There has been, for a number of years now, growing sympathy and connections within other communities that are marginalized here in the United States and targeted with Palestinians. But there has been, again, a void when it comes to this reference point and framework about how policy advocacy on behalf of Palestinians should be. And I think too often what has filled that void is a lot of what we have seen in the past: a traditional liberal, Zionist dominated narrative around policy, both in terms of options and outcomes. So, this was an effort to say, here’s what Palestinians are asking for and what Palestinian demands are. You know, in a way that is accessible and clear to progressive audiences.

On the collaborative process of developing these demands:

The vision and policy demands were authored by a group of Palestinians in the U.S. and emerged as part of the joint Justice for All campaign of Adalah Justice Project and the US Campaign for Palestinian Rights. AJP spearheaded a process of conversations and convenings of Palestinians in the U.S., in consultation with Palestinian organizers across historic Palestine, to draft the Freedom Is the Future document. It was a collaborative process that focused on centering universal and historic Palestinian demands that are common to marginalized and displaced peoples across the globe: the demands for safety, the right of refugees to return to their homes, self-determination, and others.

On the movements that inspired these demands:

The Freedom Is the Future vision and policy demands, and the larger Justice for All campaign, borrows the concept of an invest/divest framework from the Vision for Black Lives in particular. It demands that the U.S. government divest from harm and Israel’s oppression of the Palestinian people, and instead invest in the safety and wellbeing of our communities. The authors of Freedom Is the Future chose to name three movements whose frameworks are directly cited in the vision and policy demands: 

The Movement for Black Lives’ principle of invest-divest frames the overarching demand – that we must demand our government divest from Israel’s human rights abuses against the Palestinian people and instead invest those resources in community needs at home, so everyone can live with safety, dignity, and justice. M4BL has helped transform justice work towards demanding not only an end to oppression, but the creation of alternative systems to build a better world with justice for all.


The Red Nation’s Red Deal inspired the authors with its strategy to challenge the progressive movement to move from the bold start of the Green New Deal towards an even bolder agenda including justice for Indigenous people. It funds the promises of the Green New Deal by divesting from militarism at home and around the globe. The Red Deal also inspired Freedom is the Future as a contemporary re-articulation, in the most inclusive terms possible, longtime demands for historical justice for indigenous peoples, whether they be in Palestine or in the U.S.


While the relationship of the organizers behind Freedom is the Future and the disability rights movements—and its more transformative wing, the disability justice movement—is nascent, the authors felt it was important to cite that it was disability rights activists who created this declaration that those impacted by oppression should lead the response to it.

On the political timing of these demands:

I think there’s definitely things about this political moment that are unique but, having said that, I don’t think there is ever a wrong time to have clear and coherent demands coming from Palestinians.

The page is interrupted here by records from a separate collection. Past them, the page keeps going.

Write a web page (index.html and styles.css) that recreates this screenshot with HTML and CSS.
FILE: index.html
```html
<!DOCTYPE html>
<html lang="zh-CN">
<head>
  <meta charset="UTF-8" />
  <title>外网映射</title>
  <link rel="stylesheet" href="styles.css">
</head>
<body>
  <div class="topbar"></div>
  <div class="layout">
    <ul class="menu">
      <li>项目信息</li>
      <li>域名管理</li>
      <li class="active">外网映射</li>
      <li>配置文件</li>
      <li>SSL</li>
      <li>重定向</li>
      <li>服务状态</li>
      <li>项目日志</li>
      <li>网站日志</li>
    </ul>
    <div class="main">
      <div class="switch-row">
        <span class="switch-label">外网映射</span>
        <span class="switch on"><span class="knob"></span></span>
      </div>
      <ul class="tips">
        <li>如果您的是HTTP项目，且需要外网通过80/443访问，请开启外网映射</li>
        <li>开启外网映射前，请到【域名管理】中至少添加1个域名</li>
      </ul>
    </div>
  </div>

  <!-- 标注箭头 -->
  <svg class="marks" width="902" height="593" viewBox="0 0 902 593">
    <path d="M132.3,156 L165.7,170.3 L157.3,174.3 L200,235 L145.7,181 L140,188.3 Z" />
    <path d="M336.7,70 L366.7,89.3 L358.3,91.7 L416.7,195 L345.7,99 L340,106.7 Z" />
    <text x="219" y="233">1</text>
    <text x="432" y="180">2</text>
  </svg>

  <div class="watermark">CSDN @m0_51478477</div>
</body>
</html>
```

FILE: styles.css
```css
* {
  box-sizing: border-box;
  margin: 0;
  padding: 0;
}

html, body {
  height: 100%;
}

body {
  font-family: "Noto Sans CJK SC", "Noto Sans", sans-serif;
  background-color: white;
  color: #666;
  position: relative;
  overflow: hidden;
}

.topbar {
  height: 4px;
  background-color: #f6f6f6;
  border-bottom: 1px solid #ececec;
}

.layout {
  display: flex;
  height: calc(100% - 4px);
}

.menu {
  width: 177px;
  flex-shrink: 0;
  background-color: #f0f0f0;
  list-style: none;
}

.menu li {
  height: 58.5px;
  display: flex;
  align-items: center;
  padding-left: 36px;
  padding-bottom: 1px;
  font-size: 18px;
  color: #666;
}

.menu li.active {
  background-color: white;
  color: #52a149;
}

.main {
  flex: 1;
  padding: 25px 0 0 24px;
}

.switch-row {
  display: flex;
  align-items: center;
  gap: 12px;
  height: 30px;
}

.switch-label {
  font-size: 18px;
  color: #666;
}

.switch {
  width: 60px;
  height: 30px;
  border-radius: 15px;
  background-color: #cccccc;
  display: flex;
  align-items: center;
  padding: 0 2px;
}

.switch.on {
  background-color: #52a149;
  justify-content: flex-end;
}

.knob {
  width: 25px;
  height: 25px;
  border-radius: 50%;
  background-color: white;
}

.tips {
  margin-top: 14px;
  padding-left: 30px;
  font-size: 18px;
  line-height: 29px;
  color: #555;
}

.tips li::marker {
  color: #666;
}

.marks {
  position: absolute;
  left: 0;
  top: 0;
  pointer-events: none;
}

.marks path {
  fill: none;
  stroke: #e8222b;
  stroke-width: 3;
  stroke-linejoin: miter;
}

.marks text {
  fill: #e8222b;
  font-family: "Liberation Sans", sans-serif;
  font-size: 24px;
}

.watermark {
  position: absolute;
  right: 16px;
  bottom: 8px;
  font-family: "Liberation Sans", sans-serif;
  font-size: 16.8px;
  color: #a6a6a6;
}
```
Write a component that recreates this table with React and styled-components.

What is unique about this political moment is there is an energy today within progressive spaces to do more on this issue than I think at any point in recent memory. So, I think this framework is really shaped with that in mind, and shaped with allies who also have that in mind. There’s political space in this moment to elevate Palestinian voices and advance their demands into the mainstream.

So, yes, in that sense, I think it is fortuitously timed. But like I said, there’s no no wrong time to be advancing what have always been core Palestinian demands that are in line with both Palestinian aspirations, but also basic human rights.